KPMG ReconciliACTION Score
KPMG Reconciliation Action Plan Pros:
- From FY18-20, $6.6M was spent with 27 Indigenous suppliers.
- Pro bono services were provided to 53 organisations between FY18-20, which supposedly was worth $7M.
- Hired 55 Indigenous individuals from 2017-2020, with a 67% retention rate.
Reconciliation Action Plan Cons:
- In Australia, KPMG has approximately 10,000 people, including more than 600 partners, with offices around the country… but KPMG’s goal is to hire only 135 Aboriginal and Torres Strait Islander people, which is only 1.35% total staff.
- $7M pro bono sounds great, but the amount has to be questioned when consultants can charge a lot of money for very little work or impact.
- Government contract extensions with KPMG in 2022-23 were $412M, so $6.6M is only 1.6% of their contract extensions… which is peanuts compared to what they could be doing.
The recent scrutiny faced by firms like KPMG, especially in light of the tax breach scandal, indicates that the golden era of unchecked consultancy contracts might be waning… and the government’s crackdown is a testament to the growing demand for transparency and accountability.

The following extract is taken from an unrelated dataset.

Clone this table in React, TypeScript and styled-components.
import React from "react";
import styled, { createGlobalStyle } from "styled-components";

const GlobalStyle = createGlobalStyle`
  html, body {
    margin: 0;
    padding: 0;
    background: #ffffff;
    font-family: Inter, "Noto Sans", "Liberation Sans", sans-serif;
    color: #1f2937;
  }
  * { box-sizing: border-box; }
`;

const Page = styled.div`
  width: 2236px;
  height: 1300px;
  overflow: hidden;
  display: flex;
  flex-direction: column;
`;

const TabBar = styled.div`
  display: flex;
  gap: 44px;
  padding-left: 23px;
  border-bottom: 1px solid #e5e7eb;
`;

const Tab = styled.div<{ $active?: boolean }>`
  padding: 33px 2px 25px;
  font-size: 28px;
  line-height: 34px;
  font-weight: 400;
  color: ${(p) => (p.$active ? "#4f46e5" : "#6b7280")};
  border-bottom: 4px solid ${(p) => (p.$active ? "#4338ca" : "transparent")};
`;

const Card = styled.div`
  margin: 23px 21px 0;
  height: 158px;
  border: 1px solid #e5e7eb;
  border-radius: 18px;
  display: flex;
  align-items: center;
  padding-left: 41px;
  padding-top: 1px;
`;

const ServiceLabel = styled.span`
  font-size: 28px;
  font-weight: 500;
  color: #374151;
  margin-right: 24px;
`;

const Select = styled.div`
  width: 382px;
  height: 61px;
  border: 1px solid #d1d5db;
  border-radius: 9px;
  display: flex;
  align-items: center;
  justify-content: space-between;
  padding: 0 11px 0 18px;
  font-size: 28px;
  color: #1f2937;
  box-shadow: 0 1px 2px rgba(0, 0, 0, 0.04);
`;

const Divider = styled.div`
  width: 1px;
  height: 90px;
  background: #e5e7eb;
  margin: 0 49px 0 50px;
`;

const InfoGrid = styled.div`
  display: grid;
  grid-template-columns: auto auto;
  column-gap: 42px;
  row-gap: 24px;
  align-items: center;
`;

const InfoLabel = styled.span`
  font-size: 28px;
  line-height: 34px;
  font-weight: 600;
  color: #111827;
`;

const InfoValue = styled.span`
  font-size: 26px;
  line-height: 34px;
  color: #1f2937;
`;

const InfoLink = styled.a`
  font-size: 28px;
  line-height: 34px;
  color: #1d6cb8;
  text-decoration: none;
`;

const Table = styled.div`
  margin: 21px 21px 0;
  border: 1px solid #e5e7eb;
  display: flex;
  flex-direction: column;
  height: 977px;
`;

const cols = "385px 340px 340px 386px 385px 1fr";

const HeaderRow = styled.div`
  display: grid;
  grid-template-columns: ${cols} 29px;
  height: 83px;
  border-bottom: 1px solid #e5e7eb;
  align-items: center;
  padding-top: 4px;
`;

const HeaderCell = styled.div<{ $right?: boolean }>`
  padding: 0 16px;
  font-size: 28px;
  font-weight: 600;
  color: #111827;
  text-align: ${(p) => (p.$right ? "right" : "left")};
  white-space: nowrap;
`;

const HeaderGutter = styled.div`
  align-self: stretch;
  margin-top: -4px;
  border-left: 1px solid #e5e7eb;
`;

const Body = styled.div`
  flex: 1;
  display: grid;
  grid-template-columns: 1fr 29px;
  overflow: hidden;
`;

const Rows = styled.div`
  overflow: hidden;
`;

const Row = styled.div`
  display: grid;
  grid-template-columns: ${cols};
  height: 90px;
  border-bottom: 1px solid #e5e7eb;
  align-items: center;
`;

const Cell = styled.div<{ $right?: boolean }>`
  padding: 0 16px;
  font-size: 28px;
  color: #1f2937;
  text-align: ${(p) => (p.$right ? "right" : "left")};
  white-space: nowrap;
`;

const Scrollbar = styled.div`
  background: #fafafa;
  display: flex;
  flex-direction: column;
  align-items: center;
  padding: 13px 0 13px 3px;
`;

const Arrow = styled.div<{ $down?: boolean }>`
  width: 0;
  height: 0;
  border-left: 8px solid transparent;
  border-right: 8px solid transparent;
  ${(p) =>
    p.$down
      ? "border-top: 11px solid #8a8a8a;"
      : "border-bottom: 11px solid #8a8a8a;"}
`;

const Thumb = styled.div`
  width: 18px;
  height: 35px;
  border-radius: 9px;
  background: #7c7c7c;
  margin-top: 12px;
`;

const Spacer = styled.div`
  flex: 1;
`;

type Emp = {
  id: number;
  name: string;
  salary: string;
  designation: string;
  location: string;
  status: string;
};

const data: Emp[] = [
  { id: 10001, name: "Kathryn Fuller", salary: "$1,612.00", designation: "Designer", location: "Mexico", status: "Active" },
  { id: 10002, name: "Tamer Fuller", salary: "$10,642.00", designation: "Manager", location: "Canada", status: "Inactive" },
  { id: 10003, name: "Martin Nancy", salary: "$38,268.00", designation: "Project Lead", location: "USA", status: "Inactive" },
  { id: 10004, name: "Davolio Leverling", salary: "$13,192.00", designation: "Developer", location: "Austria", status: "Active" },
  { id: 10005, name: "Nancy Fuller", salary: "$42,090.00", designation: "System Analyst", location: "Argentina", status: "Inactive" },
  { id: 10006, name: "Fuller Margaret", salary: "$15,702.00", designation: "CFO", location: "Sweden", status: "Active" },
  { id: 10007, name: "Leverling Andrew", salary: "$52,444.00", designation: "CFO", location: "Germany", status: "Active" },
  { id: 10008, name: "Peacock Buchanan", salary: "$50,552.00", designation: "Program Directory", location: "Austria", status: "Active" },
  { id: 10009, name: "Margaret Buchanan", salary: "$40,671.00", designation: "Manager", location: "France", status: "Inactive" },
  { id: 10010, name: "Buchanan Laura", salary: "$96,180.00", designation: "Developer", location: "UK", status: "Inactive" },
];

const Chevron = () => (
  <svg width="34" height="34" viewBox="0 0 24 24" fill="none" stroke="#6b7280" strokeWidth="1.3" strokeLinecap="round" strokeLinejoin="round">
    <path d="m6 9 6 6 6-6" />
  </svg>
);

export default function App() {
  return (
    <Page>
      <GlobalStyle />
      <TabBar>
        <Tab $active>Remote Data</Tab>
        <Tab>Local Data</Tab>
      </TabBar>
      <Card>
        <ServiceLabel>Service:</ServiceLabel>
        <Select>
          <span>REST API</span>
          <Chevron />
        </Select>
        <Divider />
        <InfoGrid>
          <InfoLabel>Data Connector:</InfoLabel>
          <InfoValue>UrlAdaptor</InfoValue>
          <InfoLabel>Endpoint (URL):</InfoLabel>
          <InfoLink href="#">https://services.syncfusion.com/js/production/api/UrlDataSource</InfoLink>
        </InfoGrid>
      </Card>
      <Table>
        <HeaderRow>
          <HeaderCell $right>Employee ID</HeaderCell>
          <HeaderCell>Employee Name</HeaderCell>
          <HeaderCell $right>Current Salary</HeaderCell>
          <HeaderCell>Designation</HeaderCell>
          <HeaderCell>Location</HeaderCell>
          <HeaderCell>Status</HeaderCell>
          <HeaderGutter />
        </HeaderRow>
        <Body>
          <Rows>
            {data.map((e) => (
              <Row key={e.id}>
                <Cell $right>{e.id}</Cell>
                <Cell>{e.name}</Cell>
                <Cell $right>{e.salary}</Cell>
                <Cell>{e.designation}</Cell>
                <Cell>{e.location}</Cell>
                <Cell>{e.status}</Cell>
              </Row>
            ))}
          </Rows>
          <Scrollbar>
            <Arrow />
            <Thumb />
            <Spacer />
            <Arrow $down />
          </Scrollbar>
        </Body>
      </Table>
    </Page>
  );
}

KPMG’s Reconciliation Action Plan, while commendable in its efforts towards Indigenous inclusion, also raises eyebrows… because the disparity between their overall staff and their target for hiring Aboriginal and Torres Strait Islander people is very stark.
In addition, though substantial in absolute terms, the proportion of their contracts dedicated to Indigenous suppliers is minuscule relative to their overall dealings.
And while seemingly generous, the value of their pro bono work also warrants a closer look, especially in an industry where services can be exorbitantly priced.
In essence, while KPMG’s efforts towards reconciliation are a step in the right direction, they also serve as a microcosm of the broader consultancy industry’s practices.
And it’s imperative to look beyond the surface, to question, and to demand transparency.
Because as the government and taxpayers have increasingly realised, it’s not just about the money spent or contracts signed; it’s about the tangible, lasting impact these firms have on the community and the nation at large.
So the call of the hour is not just reconciliation in terms of Indigenous relations but a reconciliation of values, practices, and outcomes in the consultancy domain.